Bu iddialar, hem bizzat Kur’an-ı Kerim’in kendi ifadelerine, hem onu insanlığa duyuran Hz. Peygamber’in açıklamalarına, hem de tarih boyunca benimsenen İslâm ilim geleneğindeki temel kabullere, açık bir aykırılık taşımaktadır.
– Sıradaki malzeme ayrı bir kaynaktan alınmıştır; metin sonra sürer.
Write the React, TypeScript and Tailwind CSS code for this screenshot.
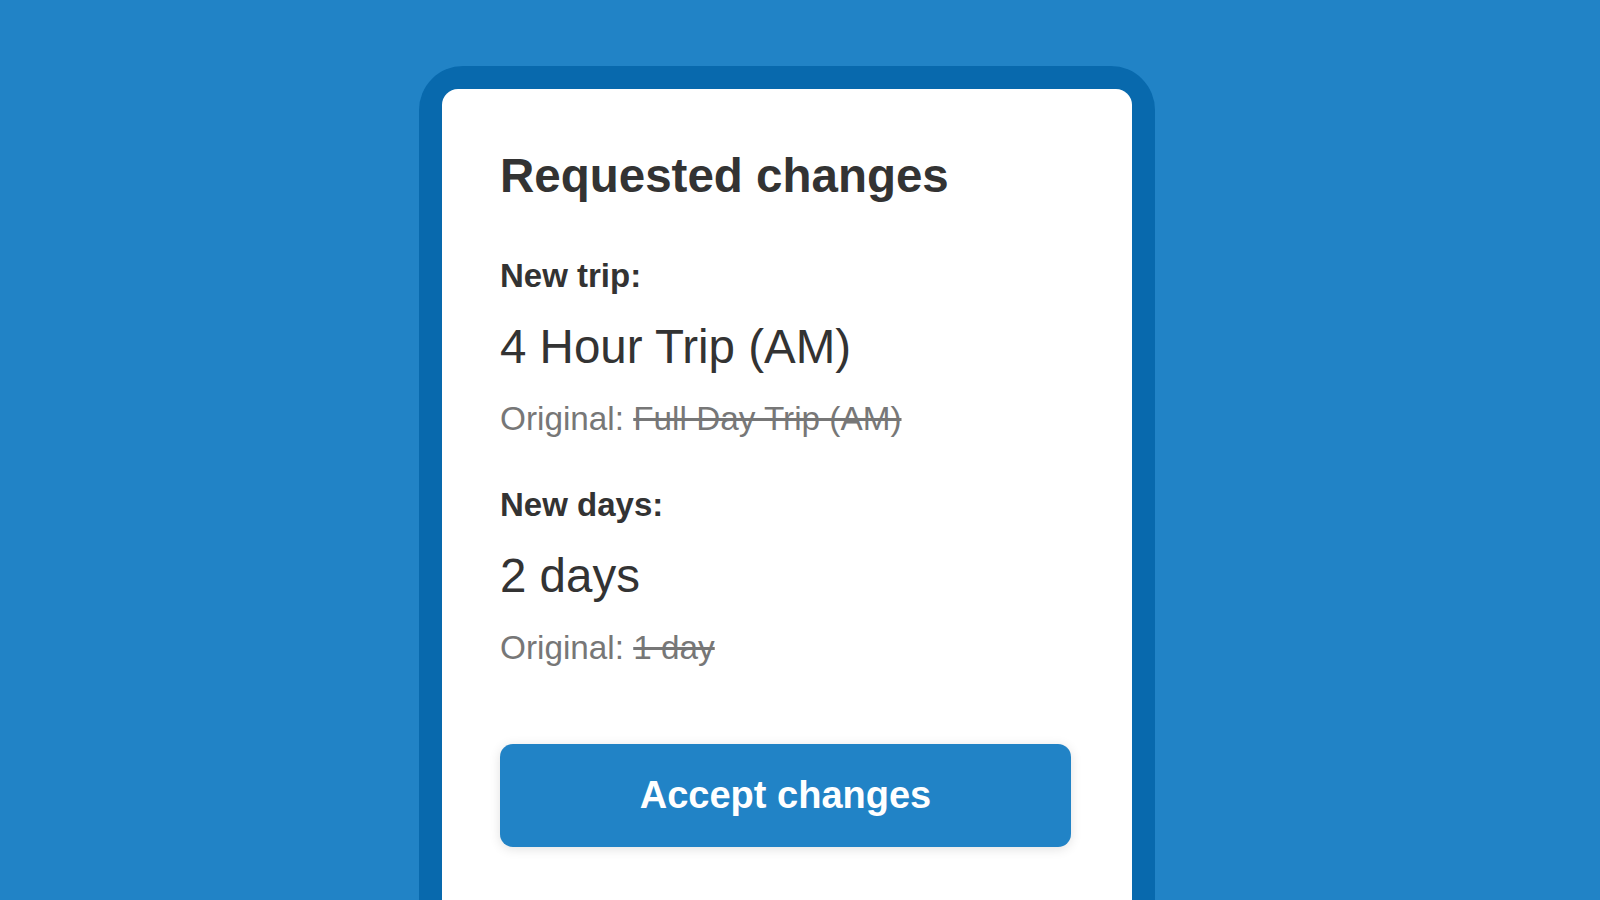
export default function App() {
  return (
    <div
      className="h-screen w-full overflow-hidden bg-[#2183c6] pl-[419px] pt-[66px]"
      style={{ fontFamily: '"Liberation Sans", Arial, sans-serif' }}
    >
      {/* Device frame */}
      <div className="w-[736px] rounded-t-[44px] bg-[#0869ad] px-[23px] pt-[23px]">
        <div className="rounded-t-[16px] bg-white pl-[58px] pr-[61px] pt-[59px] pb-[200px] text-[#333333]">
          <h1 className="text-[47.5px] font-bold leading-[56px]">Requested changes</h1>

          <p className="mt-[52px] text-[33px] font-bold leading-[40px]">New trip:</p>
          <p className="mt-[23px] text-[47.5px] leading-[56px]">4 Hour Trip (AM)</p>
          <p className="mt-[24px] text-[33.3px] leading-[40px] text-[#777777]">
            Original: <span className="line-through">Full Day Trip (AM)</span>
          </p>

          <p className="mt-[46px] text-[33px] font-bold leading-[40px]">New days:</p>
          <p className="mt-[23px] text-[47.5px] leading-[56px]">2 days</p>
          <p className="mt-[24px] text-[33.3px] leading-[40px] text-[#777777]">
            Original: <span className="line-through">1 day</span>
          </p>

          <button className="mt-[76px] flex h-[103px] w-[571px] items-center justify-center rounded-[13px] bg-[#2183c6] text-[38px] font-bold text-white shadow-[0_2px_12px_rgba(0,0,0,0.12)]">
            Accept changes
          </button>
        </div>
      </div>
    </div>
  );
}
Yüce Allah’ın bütün insanlığa gönderdiği son mesajı olan Kur’an-ı Kerim’de yer alan birçok ayet, onun bütünüyle yani hem manâsı hem de lafzıyla Yüce Allah’a ait olduğunu açıkça ortaya koymaktadır:

“Şüphesiz bu Kur’an, Âlemlerin Rabbi tarafından indirilmiştir. Onu, senin kalbine uyarıcılardan olasın diye apaçık bir Arapça ile Rûhulemîn indirmiştir,” (Şuarâ 26/192-195);

“Şüphesiz bu Kur’an sana, hüküm ve hikmet sahibi, hakkıyla bilen Allah tarafından verilmektedir,” (Neml 27/6);

“İşte, sakınsınlar yahut hatırlamalarını sağlasın diye onu Arapça bir Kur’an olarak indirdik ve onda uyarılarımıza tekrar tekrar yer verdik.” (Taha 20/113);

“İşte sana, Ümmülkurâ (Mekke) ve çevresindekileri uyarman ve hakkında asla şüphe bulunmayan toplanma gününün dehşetini haber vermen için böyle Arapça bir Kur’an vahyettik” (Şura 42/7) ayetleri, vahyin lafızlarının yani sözlerinin, onu indiren Yüce Allah tarafından Arapça olarak belirlendiğini göstermektedir. (Bir kısmı; 19 Aralık 2018 Çarşamba)

Rabbimiz bizleri, nesillerimizi ve bütün mü’minleri hidayet üzere eylesin ve öylece yüce Zâtına kavuştursun. Her türlü fitneden muhafaza eylesin!